■ **Work instructions**:
Gather up every line that includes the string "styles".

■ **Given records**:
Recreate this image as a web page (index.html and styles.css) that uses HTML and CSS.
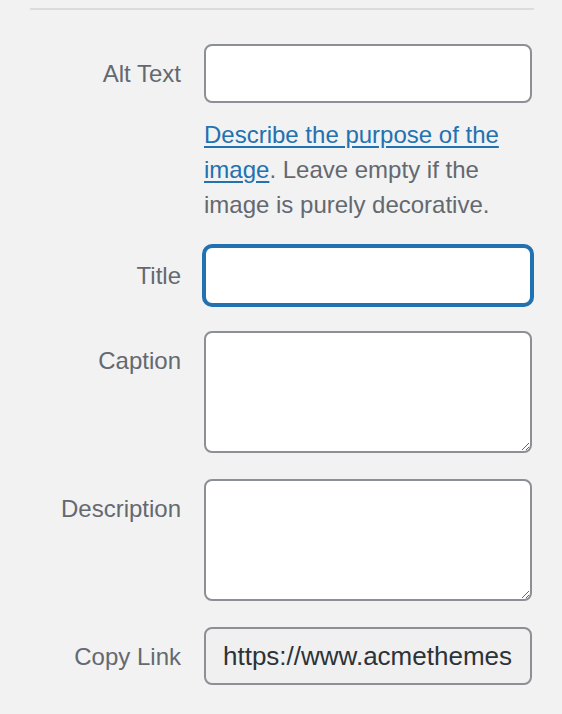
==
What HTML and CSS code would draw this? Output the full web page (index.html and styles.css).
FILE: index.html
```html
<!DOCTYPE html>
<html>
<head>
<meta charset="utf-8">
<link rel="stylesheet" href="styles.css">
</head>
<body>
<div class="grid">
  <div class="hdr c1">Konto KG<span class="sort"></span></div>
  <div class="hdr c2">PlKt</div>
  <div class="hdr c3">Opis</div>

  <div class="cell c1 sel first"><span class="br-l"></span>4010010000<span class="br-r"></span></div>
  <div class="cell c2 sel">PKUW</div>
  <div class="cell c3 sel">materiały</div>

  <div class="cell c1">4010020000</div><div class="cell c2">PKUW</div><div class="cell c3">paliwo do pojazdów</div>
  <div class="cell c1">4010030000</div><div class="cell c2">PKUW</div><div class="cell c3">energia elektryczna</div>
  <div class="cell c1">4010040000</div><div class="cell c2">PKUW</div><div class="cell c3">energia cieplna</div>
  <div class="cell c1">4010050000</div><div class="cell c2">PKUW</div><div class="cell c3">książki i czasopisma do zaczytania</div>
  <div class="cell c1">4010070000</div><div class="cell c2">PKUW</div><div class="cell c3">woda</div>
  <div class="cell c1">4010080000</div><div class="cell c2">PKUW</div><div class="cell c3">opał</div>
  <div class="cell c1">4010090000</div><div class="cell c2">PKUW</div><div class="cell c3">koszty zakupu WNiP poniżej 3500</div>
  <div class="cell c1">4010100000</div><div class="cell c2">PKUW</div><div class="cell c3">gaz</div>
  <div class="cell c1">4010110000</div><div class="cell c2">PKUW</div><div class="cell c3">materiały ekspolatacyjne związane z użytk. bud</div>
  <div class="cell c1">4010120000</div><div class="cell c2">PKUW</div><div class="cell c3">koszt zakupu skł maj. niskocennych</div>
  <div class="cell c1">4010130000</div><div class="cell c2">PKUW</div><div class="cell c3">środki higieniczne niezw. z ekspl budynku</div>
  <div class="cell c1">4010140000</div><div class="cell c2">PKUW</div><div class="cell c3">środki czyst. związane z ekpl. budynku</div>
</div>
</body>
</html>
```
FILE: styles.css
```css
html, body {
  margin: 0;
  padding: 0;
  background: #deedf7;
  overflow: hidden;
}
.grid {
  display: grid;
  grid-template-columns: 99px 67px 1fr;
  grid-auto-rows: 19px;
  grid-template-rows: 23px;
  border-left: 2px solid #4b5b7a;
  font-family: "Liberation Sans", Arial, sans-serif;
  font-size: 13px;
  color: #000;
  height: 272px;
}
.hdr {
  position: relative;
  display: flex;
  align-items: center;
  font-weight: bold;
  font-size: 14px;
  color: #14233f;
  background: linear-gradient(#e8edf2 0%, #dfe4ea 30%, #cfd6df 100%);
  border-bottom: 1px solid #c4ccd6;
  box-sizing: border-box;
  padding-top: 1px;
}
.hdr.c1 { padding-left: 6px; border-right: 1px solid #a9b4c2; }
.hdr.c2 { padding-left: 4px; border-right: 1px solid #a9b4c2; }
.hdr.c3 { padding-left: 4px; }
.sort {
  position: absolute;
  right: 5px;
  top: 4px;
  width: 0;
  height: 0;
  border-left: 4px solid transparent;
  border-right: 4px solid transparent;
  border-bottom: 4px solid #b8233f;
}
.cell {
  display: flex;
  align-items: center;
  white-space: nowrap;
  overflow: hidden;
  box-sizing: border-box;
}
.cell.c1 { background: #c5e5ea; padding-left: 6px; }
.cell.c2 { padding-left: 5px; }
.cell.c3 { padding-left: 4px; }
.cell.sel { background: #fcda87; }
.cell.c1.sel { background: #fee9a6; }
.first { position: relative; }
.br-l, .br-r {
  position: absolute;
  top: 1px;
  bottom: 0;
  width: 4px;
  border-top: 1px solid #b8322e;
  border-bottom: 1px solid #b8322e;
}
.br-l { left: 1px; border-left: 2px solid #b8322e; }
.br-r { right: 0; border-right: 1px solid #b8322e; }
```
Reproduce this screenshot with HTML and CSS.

■ **Answer for this exercise**:
Recreate this image as a web page (index.html and styles.css) that uses HTML and CSS.
What HTML and CSS code would draw this? Output the full web page (index.html and styles.css).
<link rel="stylesheet" href="styles.css">
FILE: styles.css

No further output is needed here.